The Jewish Festival of Tabernacles is a wonderful reminder that God cares for His people. It is a celebration of God protecting His people. But with his declaration Jesus is pointing out an important truth. If any person is spiritually thirsty, if that person desires the soul refreshment that the Almighty can give, that person can turn to Jesus to get that solace.

So often in our lives we need to know that God cares about us. So often we are faced with challenges that push us to the edge of emotional stability. We may feel desperate and alone. We may feel that there is no hope for our situation.

And in times like these we may look for help, comfort and solace from many different sources. Some people may turn to alcohol for relief. Others may rely on drugs to help them get by. Others may take a less extreme approach and seek help from friends or family. Others may look for help from total strangers to relieve their stress.

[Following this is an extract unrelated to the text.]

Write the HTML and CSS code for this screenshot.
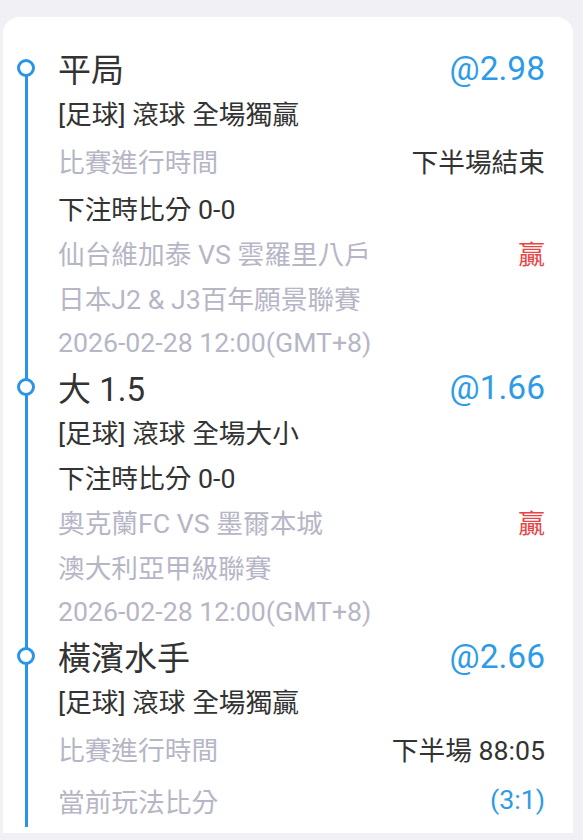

But these approaches are like looking for food at a library. We are going to the wrong place to find our help. When the challenges of life confront us, when we feel alone and helpless, we need to remember to turn to Jesus for help. Jesus is the one who is able to refresh our thirsting souls. Jesus is able to renew our strength and give us the hope and help we need.

Who is Jesus? He is Savior and teacher. But he is also our helper in times of need. He is the one who can quench the spiritual thirst we have.

DAILY CHALLENGE: How can you turn to Jesus to be refreshed?